The current emphasis by many politicians on the economic value of archeological sites as cultural heritage assets for rural sustainability may come at the expense of genuine, long-term, sustained support for archeological research, whose ultimate goal should be our increase in knowledge about past human cultures & adaptations through the course of Quaternary environmental vicissitudes.

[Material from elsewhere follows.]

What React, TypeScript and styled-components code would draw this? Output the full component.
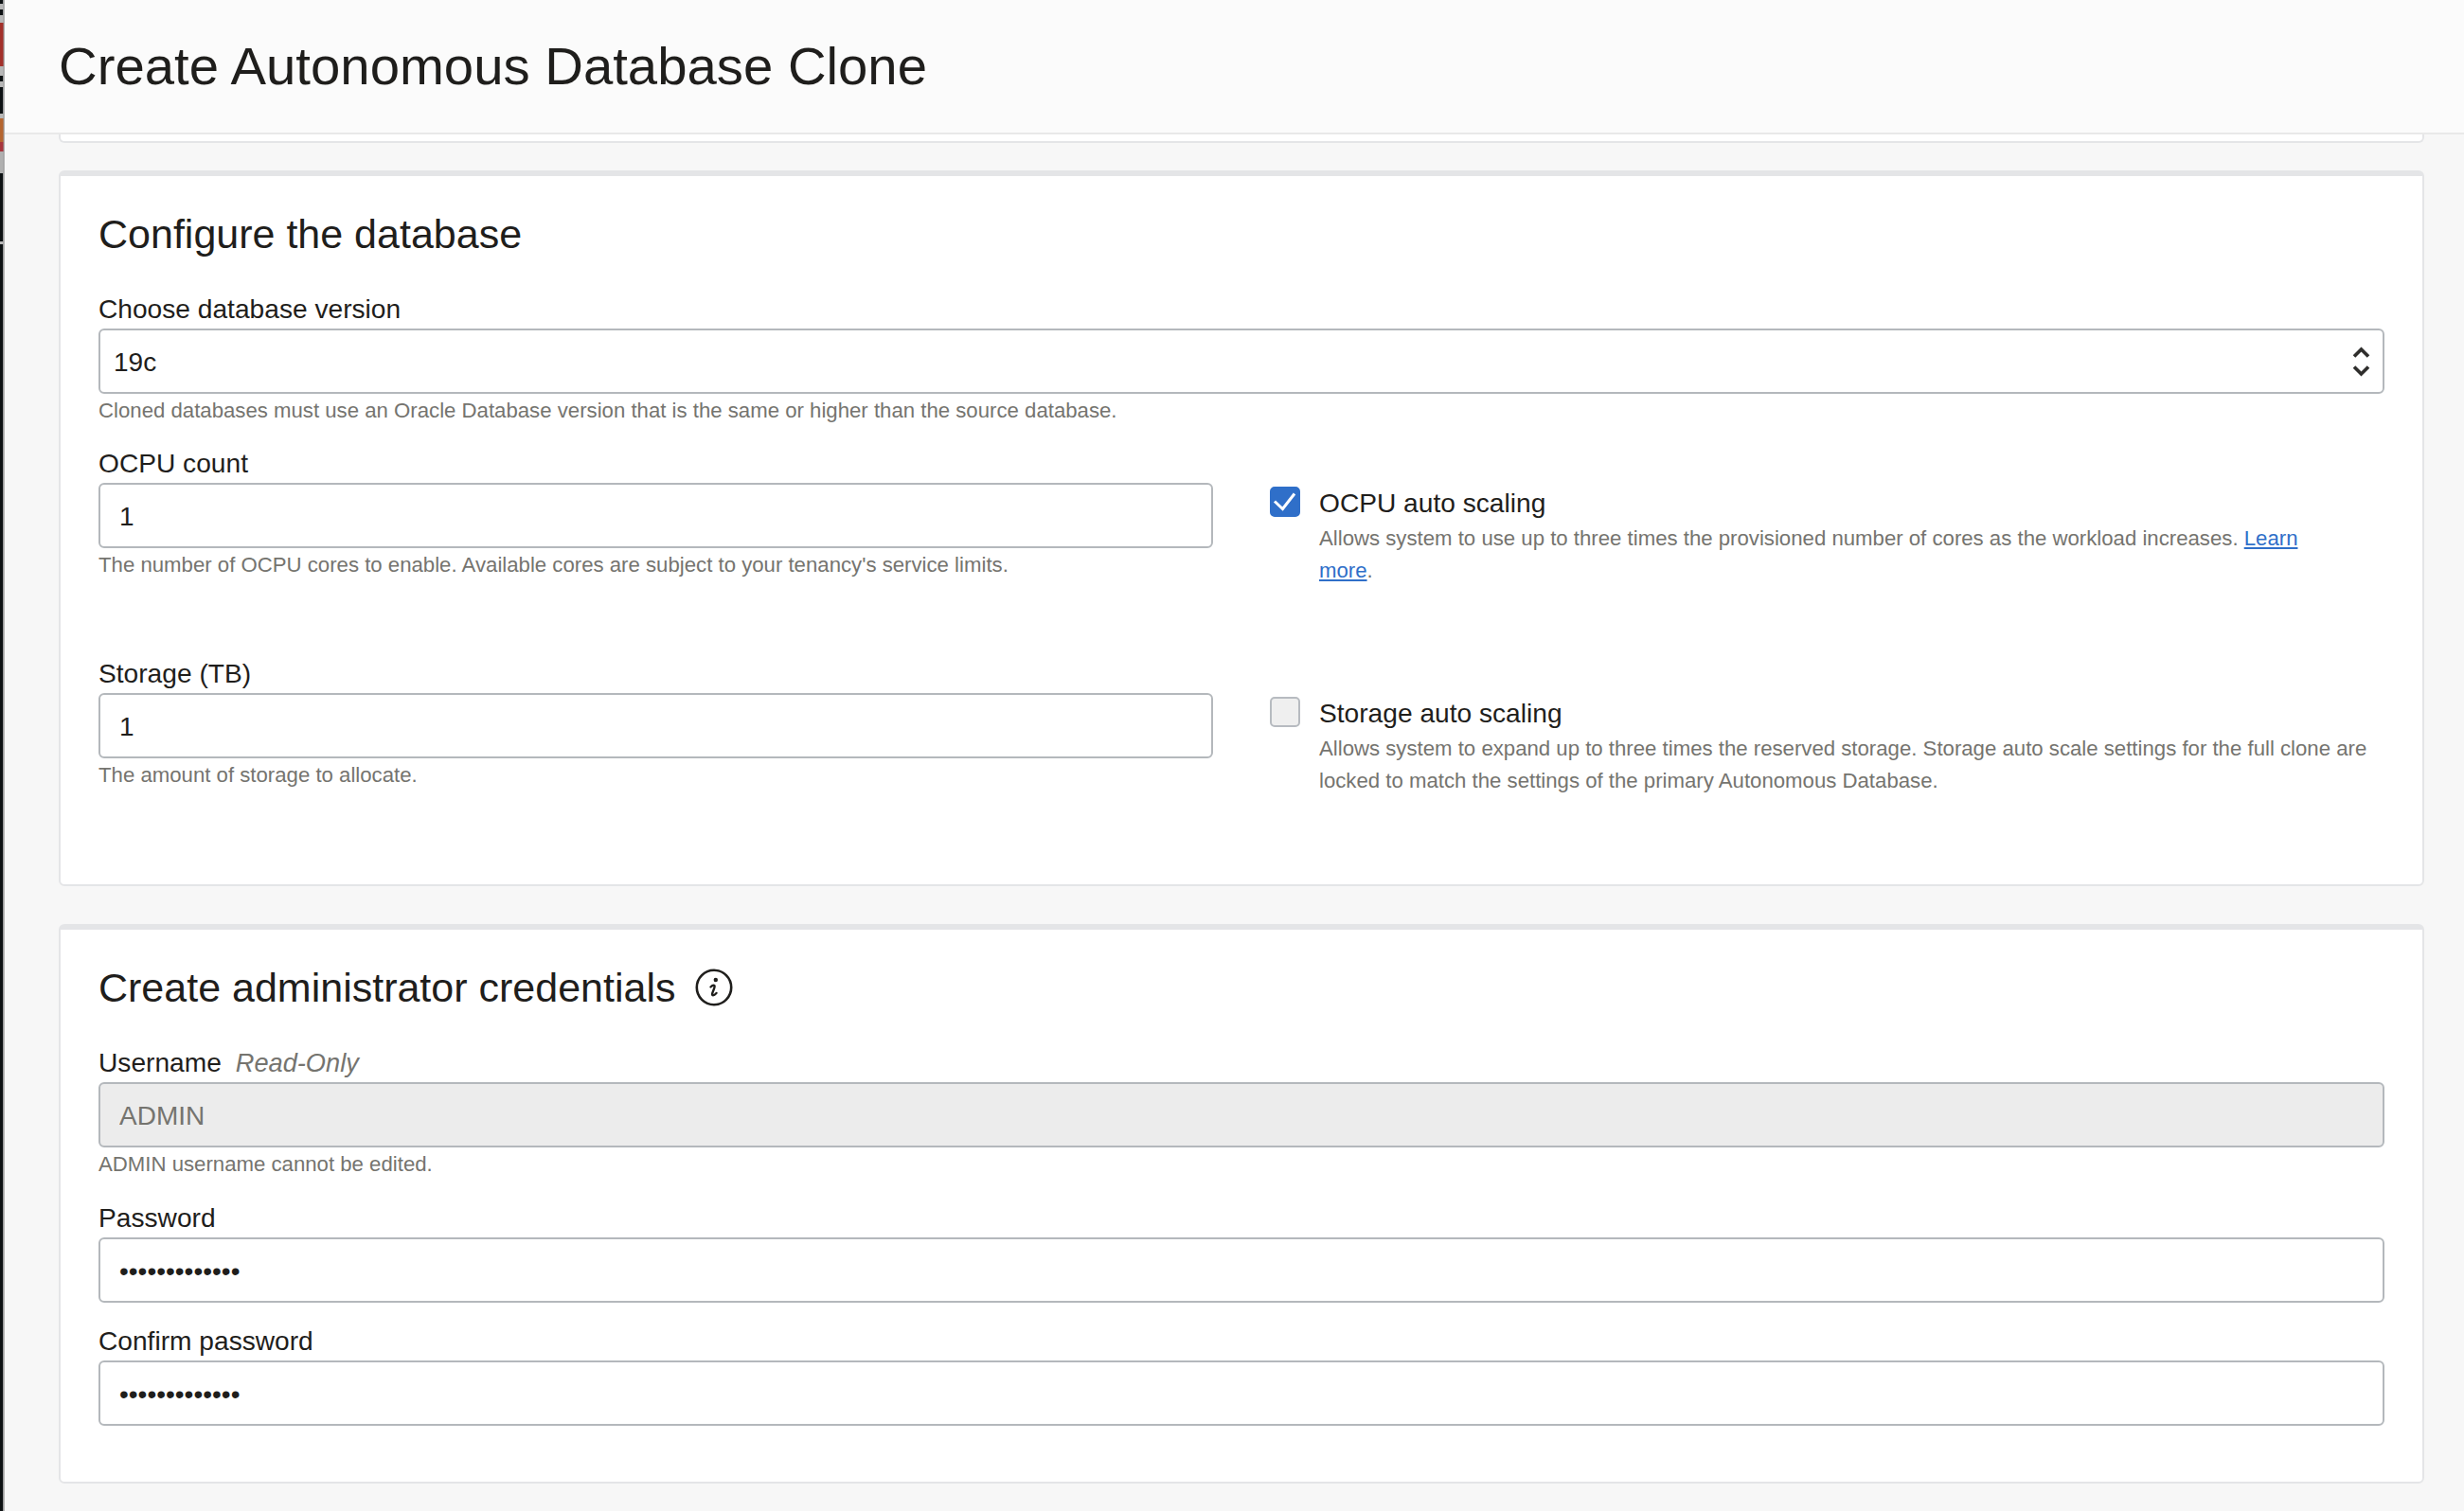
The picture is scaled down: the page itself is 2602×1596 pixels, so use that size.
import React from 'react';
import styled, { createGlobalStyle } from 'styled-components';

const GlobalStyle = createGlobalStyle`
  html, body {
    margin: 0;
    padding: 0;
    background: #f7f7f7;
    font-family: "Liberation Sans", Arial, sans-serif;
    color: #1f1e1c;
  }
  * {
    box-sizing: border-box;
  }
`;

const Shell = styled.div`
  display: flex;
  width: 2602px;
  height: 1596px;
  overflow: hidden;
`;

const EdgeStrip = styled.svg`
  flex: 0 0 5px;
  width: 5px;
  height: 1596px;
  display: block;
`;

const Main = styled.div`
  flex: 1;
  min-width: 0;
`;

const PageHeader = styled.header`
  height: 142px;
  padding-left: 57px;
  display: flex;
  align-items: center;
  background: #fbfbfb;
  border-bottom: 2px solid #e9e9e9;
`;

const PageTitle = styled.h1`
  margin: 0 0 1px;
  font-size: 56.3px;
  font-weight: 400;
  line-height: 64px;
  color: #1f1e1c;
`;

const Content = styled.main`
  padding: 0 42px 0 57px;
`;

const CardStub = styled.div`
  height: 9px;
  margin-bottom: 29px;
  background: #fff;
  border: 2px solid #e4e5e7;
  border-top: 0;
  border-radius: 0 0 6px 6px;
`;

const Card = styled.section<{ $bottom: number }>`
  margin-bottom: 40px;
  padding: 36px 40px ${({ $bottom }) => $bottom}px;
  background: #fff;
  border: 2px solid #e4e5e7;
  border-top-width: 6px;
  border-radius: 6px;
`;

const CardTitle = styled.h2`
  margin: 0 0 37px;
  display: flex;
  align-items: center;
  gap: 21px;
  font-size: 43px;
  font-weight: 400;
  line-height: 50px;
  color: #1f1e1c;
`;

const Fields = styled.div<{ $gap: number }>`
  display: flex;
  flex-direction: column;
  gap: ${({ $gap }) => $gap}px;
`;

const Field = styled.div`
  display: flex;
  flex-direction: column;
`;

const Label = styled.label`
  display: block;
  height: 36px;
  margin-bottom: 2px;
  font-size: 28.15px;
  line-height: 36px;
  color: #1f1e1c;
`;

const ReadOnlyTag = styled.span`
  margin-left: 15px;
  font-size: 27.2px;
  font-style: italic;
  color: #75746f;
`;

const TextInput = styled.input`
  display: block;
  width: 100%;
  height: 69px;
  padding: 2px 20px 0;
  font-family: inherit;
  font-size: 28px;
  color: #1f1e1c;
  background: #fff;
  border: 2px solid #b4b8bc;
  border-radius: 6px;
  outline: none;

  &:read-only.locked {
    color: #75746f;
    background: #ececec;
  }
`;

const SelectBox = styled.div`
  height: 69px;
  padding: 0 13px 0 14px;
  display: flex;
  align-items: center;
  justify-content: space-between;
  font-size: 28px;
  color: #1f1e1c;
  background: #fff;
  border: 2px solid #b4b8bc;
  border-radius: 6px;
`;

const SelectValue = styled.span`
  padding-top: 2px;
`;

const Hint = styled.p`
  height: 34px;
  margin: 0;
  font-size: 22.2px;
  line-height: 36px;
  color: #75746f;
`;

const ScaleGrid = styled.div`
  display: grid;
  grid-template-columns: 1177px 1177px;
  column-gap: 60px;
  row-gap: 74px;
`;

const ScaleOption = styled.div`
  padding-top: 42px;
  display: flex;
  gap: 20px;
  align-items: flex-start;
`;

const CheckBox = styled.span<{ $checked?: boolean }>`
  flex: 0 0 32px;
  width: 32px;
  height: 32px;
  display: flex;
  align-items: center;
  justify-content: center;
  background: ${({ $checked }) => ($checked ? '#2f6fc9' : '#efefef')};
  border: 2px solid ${({ $checked }) => ($checked ? '#2f6fc9' : '#b7bbc0')};
  border-radius: 5px;
`;

const OptionText = styled.div`
  min-width: 0;
`;

const OptionLabel = styled.div`
  height: 36px;
  margin-bottom: 2px;
  font-size: 28.15px;
  line-height: 36px;
  color: #1f1e1c;
`;

const OptionHelp = styled.p`
  margin: 0;
  font-size: 22.2px;
  line-height: 34px;
  color: #75746f;
`;

const HelpLink = styled.a`
  color: #2f6fc9;
  text-decoration: underline;
`;

const strip: Array<[number, number, string]> = [
  [4, 6, '#b8b8b8'],
  [16, 8, '#b8b8b8'],
  [24, 46, '#a3302a'],
  [70, 10, '#b8b8b8'],
  [86, 6, '#b8b8b8'],
  [120, 5, '#b8b8b8'],
  [125, 25, '#b5652f'],
  [150, 10, '#a8353c'],
  [160, 23, '#b0b0b0'],
  [255, 3, '#b8b8b8'],
];

const InfoIcon = () => (
  <svg width="40" height="40" viewBox="0 0 40 40" fill="none">
    <circle cx="20" cy="20" r="18.2" stroke="#1f1e1c" strokeWidth="2.6" />
    <circle cx="21.8" cy="12" r="2.2" fill="#1f1e1c" />
    <path
      d="M16.5 19.5c1.2-1.2 2.6-2 3.6-1.6 1 .4.5 1.8 0 3.2l-1.7 4.6c-.5 1.4-.5 2.3.3 2.5 1 .2 2.6-.9 3.8-2.2"
      stroke="#1f1e1c"
      strokeWidth="2.4"
      strokeLinecap="round"
    />
  </svg>
);

const Chevrons = () => (
  <svg width="19" height="32" viewBox="0 0 19 32" fill="none">
    <path d="M2 10.5 9.5 3 17 10.5M2 21.5 9.5 29 17 21.5" stroke="#2f2e2c" strokeWidth="3.6" />
  </svg>
);

const CheckMark = () => (
  <svg width="28" height="28" viewBox="0 0 28 28" fill="none">
    <path d="M3 13.5 11.5 21.5 24 5.5" stroke="#fff" strokeWidth="3" />
  </svg>
);

const App = () => (
  <Shell>
    <GlobalStyle />
    <EdgeStrip viewBox="0 0 5 1596" preserveAspectRatio="none">
      <rect width="3.5" height="1596" fill="#0d1113" />
      <rect x="3.5" width="1.5" height="1596" fill="#b4b4b4" />
      {strip.map(([y, height, fill]) => (
        <rect key={y} y={y} width="3.5" height={height} fill={fill} />
      ))}
    </EdgeStrip>
    <Main>
      <PageHeader>
        <PageTitle>Create Autonomous Database Clone</PageTitle>
      </PageHeader>
      <Content>
        <CardStub />

        <Card $bottom={92}>
          <CardTitle>Configure the database</CardTitle>
          <Fields $gap={22}>
            <Field>
              <Label>Choose database version</Label>
              <SelectBox>
                <SelectValue>19c</SelectValue>
                <Chevrons />
              </SelectBox>
              <Hint>Cloned databases must use an Oracle Database version that is the same or higher than the source database.</Hint>
            </Field>
            <ScaleGrid>
              <Field>
                <Label>OCPU count</Label>
                <TextInput readOnly value="1" />
                <Hint>The number of OCPU cores to enable. Available cores are subject to your tenancy's service limits.</Hint>
              </Field>
              <ScaleOption>
                <CheckBox $checked>
                  <CheckMark />
                </CheckBox>
                <OptionText>
                  <OptionLabel>OCPU auto scaling</OptionLabel>
                  <OptionHelp>
                    Allows system to use up to three times the provisioned number of cores as the workload increases. <HelpLink href="#">Learn</HelpLink>
                    <br />
                    <HelpLink href="#">more</HelpLink>.
                  </OptionHelp>
                </OptionText>
              </ScaleOption>
              <Field>
                <Label>Storage (TB)</Label>
                <TextInput readOnly value="1" />
                <Hint>The amount of storage to allocate.</Hint>
              </Field>
              <ScaleOption>
                <CheckBox />
                <OptionText>
                  <OptionLabel>Storage auto scaling</OptionLabel>
                  <OptionHelp>
                    Allows system to expand up to three times the reserved storage. Storage auto scale settings for the full clone are locked to match the settings of the primary Autonomous Database.
                  </OptionHelp>
                </OptionText>
              </ScaleOption>
            </ScaleGrid>
          </Fields>
        </Card>

        <Card $bottom={59}>
          <CardTitle>
            Create administrator credentials
            <InfoIcon />
          </CardTitle>
          <Fields $gap={23}>
            <Field>
              <Label>
                Username<ReadOnlyTag>Read-Only</ReadOnlyTag>
              </Label>
              <TextInput className="locked" readOnly value="ADMIN" />
              <Hint>ADMIN username cannot be edited.</Hint>
            </Field>
            <Field>
              <Label>Password</Label>
              <TextInput type="password" readOnly value="aaaaaaaaaaaaa" />
            </Field>
            <Field>
              <Label>Confirm password</Label>
              <TextInput type="password" readOnly value="aaaaaaaaaaaaa" />
            </Field>
          </Fields>
        </Card>
      </Content>
    </Main>
  </Shell>
);

export default App;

Museums, the traditional repository of archeological materials, are also torn between their roles as developers of new, highly detailed knowledge about the past through lab-based research, as conservators of finds, and as interpreters of the that past for the general public. In the first two roles, curators often stress preservation over even the most minimally “destructive” analyses, thereby impeding the increase in knowledge. On the other hand, in order to help justify their existence and budgets, there is sometimes a tendency to over-simplify the archeological record or to stress “showmanship” in popular exhibitions. Even more so, the popular media (and especially the internet) often promote simplistic or even totally erroneous views of the archeological record—sometimes with dangerous implications reminiscent of the misuse of archeology by totalitarian regimes.
The current generation of advanced students of Stone Age archeology must be aware of and prepare to deal with the conflicting perspectives and agendas of the field for which they represent the future, as they balance their desire for a successful career with the forces that seek to take advantage of their scholarship.